Problem » Pictures are not part of the copy. Retype the lines from the first one through the line that contains "const GRAY = '#888888';".
──────── Data section
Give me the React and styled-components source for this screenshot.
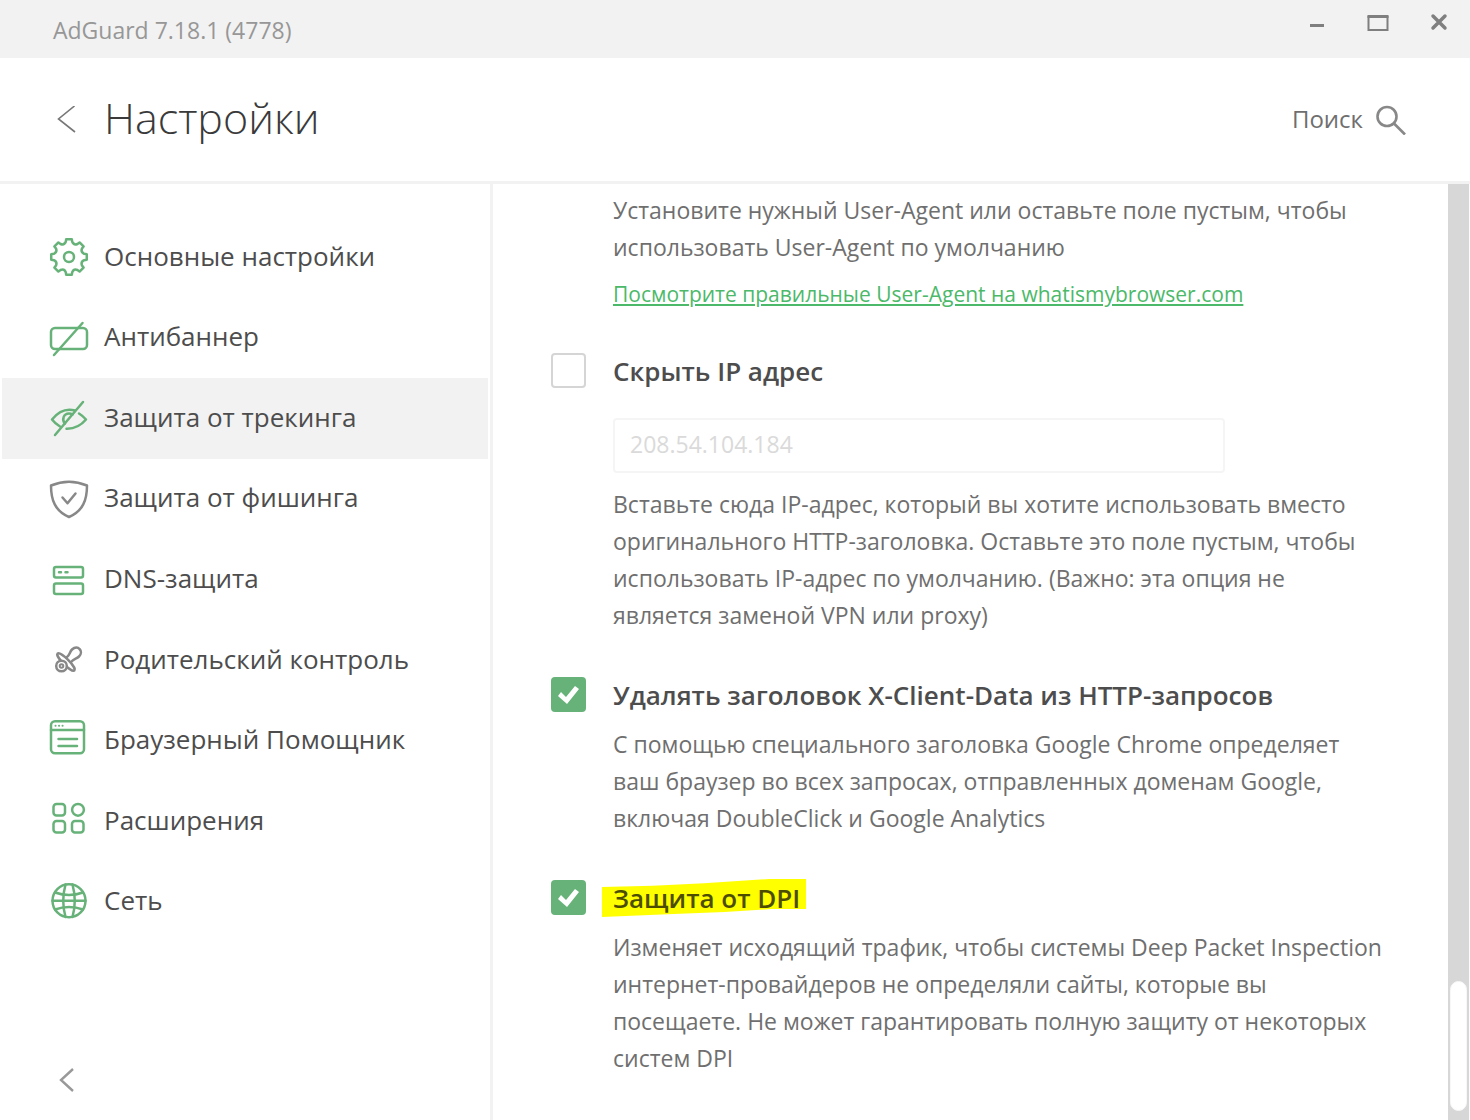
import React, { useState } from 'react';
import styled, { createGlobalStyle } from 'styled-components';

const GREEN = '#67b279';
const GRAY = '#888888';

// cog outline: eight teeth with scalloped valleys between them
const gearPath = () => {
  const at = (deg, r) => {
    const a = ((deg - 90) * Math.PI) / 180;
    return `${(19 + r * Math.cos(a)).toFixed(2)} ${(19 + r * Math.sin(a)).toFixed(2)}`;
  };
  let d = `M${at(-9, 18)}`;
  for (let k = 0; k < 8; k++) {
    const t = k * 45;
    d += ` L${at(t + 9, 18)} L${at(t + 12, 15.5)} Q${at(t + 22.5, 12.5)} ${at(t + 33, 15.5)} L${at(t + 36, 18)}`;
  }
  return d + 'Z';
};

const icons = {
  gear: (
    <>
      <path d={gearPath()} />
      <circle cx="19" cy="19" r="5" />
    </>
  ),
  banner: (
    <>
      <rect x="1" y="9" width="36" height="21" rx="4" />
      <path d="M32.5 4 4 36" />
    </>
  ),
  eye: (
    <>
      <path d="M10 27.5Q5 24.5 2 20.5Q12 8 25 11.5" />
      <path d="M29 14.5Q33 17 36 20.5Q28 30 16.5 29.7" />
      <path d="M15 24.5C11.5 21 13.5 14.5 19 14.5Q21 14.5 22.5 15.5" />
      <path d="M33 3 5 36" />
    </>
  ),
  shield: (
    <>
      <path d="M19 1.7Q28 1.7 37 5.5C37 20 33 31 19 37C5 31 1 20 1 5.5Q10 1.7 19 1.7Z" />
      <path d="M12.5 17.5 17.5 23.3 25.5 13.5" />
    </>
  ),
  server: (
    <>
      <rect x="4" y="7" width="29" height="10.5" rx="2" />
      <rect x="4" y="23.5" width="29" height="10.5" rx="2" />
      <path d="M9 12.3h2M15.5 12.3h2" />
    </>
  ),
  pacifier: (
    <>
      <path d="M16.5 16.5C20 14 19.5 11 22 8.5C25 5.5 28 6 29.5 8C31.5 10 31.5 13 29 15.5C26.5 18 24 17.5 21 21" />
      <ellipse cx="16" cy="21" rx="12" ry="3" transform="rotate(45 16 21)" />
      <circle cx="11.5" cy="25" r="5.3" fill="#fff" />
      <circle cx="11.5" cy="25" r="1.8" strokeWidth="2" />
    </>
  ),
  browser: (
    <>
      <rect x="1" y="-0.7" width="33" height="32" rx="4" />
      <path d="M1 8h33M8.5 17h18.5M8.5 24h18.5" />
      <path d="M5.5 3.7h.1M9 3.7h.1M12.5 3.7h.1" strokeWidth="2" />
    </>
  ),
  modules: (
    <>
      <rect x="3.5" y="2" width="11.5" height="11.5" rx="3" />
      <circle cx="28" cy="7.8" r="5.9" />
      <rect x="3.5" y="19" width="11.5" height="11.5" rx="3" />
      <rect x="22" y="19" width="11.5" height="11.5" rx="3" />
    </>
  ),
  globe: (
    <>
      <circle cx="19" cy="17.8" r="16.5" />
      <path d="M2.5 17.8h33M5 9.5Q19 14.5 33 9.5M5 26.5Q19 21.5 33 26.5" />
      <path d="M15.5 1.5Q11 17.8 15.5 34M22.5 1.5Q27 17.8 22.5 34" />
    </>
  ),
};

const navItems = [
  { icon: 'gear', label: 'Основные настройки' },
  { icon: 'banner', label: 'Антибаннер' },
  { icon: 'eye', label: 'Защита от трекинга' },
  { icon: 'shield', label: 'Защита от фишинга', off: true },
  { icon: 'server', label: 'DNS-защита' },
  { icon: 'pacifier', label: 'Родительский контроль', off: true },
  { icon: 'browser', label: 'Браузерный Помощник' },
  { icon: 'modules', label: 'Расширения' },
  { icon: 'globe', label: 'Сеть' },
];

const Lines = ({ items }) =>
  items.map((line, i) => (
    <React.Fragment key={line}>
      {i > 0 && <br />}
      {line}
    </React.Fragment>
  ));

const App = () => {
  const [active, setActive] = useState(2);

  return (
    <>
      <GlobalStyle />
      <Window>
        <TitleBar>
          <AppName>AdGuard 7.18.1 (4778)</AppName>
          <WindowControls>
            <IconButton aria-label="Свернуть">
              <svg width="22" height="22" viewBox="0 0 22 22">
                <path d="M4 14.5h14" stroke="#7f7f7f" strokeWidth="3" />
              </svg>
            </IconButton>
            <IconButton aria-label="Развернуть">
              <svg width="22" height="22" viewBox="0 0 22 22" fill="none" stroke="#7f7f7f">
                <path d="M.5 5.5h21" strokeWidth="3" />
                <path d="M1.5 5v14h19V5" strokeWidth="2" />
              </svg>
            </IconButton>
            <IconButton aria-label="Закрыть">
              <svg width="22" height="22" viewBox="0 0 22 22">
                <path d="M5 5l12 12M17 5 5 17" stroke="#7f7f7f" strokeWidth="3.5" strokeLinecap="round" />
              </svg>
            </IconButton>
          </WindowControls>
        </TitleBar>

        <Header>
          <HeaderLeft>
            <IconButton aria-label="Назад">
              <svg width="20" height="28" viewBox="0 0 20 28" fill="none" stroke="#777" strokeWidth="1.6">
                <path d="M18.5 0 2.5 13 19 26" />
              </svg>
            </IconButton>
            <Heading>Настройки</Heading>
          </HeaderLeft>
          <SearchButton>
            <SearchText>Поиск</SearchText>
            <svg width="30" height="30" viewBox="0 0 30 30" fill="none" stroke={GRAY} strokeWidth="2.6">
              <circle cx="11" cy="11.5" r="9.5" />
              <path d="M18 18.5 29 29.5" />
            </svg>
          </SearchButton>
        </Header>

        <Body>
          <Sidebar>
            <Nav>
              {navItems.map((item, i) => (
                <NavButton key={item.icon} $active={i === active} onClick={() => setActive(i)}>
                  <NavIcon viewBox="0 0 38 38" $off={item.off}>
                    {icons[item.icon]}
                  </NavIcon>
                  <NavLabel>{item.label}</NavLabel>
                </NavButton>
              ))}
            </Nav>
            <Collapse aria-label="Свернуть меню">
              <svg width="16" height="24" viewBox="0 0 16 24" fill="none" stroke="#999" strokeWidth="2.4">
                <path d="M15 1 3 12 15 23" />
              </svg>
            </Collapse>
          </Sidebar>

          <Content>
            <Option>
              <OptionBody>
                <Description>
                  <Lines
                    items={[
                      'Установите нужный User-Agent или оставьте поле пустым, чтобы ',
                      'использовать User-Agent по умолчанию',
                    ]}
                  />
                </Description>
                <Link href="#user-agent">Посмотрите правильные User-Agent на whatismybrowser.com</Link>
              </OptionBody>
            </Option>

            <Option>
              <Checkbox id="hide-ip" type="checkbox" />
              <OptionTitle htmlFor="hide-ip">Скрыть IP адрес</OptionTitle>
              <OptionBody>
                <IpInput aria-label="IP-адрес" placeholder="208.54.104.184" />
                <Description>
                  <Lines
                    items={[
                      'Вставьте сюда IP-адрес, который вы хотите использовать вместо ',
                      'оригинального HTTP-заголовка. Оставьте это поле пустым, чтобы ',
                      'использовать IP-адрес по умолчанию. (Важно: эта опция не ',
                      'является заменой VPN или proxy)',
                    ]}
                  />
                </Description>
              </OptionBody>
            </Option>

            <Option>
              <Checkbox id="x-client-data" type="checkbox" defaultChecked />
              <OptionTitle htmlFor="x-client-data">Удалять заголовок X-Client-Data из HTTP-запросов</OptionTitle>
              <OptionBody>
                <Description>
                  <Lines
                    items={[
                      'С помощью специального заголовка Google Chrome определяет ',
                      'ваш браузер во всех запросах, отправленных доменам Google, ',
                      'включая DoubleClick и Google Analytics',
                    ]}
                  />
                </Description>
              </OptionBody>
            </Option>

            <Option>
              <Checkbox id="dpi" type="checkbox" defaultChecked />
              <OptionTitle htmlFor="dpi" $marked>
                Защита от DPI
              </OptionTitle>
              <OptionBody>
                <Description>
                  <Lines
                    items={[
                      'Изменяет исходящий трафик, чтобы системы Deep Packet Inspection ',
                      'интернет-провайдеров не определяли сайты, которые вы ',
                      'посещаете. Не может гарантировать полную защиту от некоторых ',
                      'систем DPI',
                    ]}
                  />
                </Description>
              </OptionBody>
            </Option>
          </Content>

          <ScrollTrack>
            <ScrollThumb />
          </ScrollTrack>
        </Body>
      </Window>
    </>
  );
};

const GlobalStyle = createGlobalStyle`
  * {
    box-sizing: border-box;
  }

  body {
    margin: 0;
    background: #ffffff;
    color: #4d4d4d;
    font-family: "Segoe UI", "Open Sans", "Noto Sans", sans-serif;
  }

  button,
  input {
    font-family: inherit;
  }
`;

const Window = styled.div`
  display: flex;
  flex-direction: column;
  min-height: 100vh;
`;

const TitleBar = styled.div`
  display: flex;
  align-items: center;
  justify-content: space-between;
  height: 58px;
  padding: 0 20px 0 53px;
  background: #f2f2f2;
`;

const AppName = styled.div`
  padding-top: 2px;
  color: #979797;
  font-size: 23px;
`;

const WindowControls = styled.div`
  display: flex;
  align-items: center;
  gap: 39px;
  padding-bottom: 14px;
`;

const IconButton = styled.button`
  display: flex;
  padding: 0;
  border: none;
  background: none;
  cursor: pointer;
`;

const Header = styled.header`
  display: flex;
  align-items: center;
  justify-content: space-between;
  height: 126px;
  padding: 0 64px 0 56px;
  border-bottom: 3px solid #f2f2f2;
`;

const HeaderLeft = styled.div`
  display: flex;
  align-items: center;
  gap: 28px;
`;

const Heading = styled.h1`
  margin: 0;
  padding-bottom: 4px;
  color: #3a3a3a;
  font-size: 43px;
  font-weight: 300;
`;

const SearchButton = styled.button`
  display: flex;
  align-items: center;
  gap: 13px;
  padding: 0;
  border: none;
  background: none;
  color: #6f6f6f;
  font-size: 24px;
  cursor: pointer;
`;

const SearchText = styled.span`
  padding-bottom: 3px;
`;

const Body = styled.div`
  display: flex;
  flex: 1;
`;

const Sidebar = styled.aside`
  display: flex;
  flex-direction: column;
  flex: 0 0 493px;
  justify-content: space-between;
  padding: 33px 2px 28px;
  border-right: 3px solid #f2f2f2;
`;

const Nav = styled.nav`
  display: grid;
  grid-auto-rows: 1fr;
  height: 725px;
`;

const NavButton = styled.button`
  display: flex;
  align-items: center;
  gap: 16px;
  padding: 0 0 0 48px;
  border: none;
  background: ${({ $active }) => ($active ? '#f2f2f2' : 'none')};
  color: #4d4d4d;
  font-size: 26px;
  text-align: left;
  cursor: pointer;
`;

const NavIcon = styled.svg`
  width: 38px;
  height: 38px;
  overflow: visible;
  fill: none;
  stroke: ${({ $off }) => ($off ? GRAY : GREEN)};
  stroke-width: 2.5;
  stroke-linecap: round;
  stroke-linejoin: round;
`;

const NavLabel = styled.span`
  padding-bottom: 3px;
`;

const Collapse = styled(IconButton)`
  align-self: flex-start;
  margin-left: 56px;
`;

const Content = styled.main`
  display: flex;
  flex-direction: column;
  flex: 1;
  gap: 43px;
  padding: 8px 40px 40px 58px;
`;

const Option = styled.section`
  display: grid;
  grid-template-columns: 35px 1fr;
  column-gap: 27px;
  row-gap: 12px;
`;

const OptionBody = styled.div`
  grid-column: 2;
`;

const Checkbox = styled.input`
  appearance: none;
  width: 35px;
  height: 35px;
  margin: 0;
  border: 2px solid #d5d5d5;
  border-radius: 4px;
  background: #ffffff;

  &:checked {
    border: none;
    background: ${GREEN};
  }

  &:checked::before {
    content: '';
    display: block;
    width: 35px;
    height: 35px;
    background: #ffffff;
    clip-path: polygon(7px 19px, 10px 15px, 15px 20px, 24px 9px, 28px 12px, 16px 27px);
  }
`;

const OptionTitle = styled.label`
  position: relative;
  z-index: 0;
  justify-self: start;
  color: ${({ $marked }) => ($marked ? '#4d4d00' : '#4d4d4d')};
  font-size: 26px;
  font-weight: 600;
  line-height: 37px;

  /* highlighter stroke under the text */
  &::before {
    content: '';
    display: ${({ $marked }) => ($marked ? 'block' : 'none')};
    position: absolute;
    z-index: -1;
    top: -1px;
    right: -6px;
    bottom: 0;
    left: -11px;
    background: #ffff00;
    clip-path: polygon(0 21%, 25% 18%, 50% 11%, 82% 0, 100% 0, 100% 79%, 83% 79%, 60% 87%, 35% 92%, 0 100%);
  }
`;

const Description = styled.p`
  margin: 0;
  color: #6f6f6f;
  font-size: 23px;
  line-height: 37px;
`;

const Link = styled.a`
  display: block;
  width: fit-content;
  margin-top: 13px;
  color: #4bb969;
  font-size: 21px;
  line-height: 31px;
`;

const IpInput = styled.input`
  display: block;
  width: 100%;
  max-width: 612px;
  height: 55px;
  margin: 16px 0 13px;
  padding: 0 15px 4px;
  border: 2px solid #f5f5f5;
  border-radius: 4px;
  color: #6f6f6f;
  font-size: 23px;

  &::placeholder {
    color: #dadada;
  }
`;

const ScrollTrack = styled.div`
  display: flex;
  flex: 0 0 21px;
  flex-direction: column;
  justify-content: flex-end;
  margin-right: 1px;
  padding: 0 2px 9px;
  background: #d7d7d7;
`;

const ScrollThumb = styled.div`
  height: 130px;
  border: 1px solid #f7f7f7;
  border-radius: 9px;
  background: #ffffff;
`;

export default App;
────────────────
Exercise solution »
Give me the React and styled-components source for this screenshot.
import React, { useState } from 'react';
import styled, { createGlobalStyle } from 'styled-components';

const GREEN = '#67b279';
const GRAY = '#888888';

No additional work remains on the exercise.